New housing units with solar panels in Jibia, Nigeria, built for families displaced by violence

Nigeria Gives 152 Families New Homes After Bandit Attacks

✨ Faith Restored

Families driven from their homes by armed violence in Nigeria's Katsina State are receiving more than just shelter. Each of the 152 households gets a new home, startup funds, and a pathway back to normal life.

Mothers and fathers who fled into the forests to escape armed bandits are moving into brand new homes this week, carrying mattresses, cooking stoves, and something they haven't felt in years: hope.

Governor Dikko Radda handed over keys to 152 housing units in Jibia on Thursday, built specifically for families displaced by the violence that has torn through Nigeria's northwest region. Each family receives not just walls and a roof, but also bedding, kitchen supplies, a bag of rice, and 200,000 naira (about $130) in cash to restart their lives.

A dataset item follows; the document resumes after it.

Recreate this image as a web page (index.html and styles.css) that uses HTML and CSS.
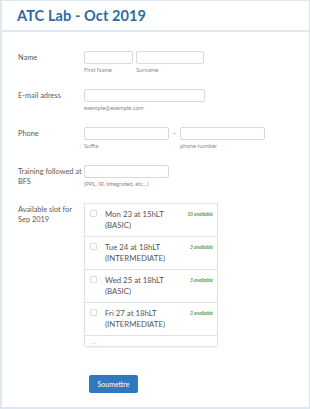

"These houses are far more than walls and roofs," Radda said at the ceremony. "They are a promise kept to families who endured the cruel pain of banditry, kidnapping and violent crime."

The project, completed through a partnership between Katsina State, the United Nations Development Programme, and the German government, took just months to go from groundbreaking to move-in ready. It started in October 2024 with a simple goal: give displaced families their dignity back.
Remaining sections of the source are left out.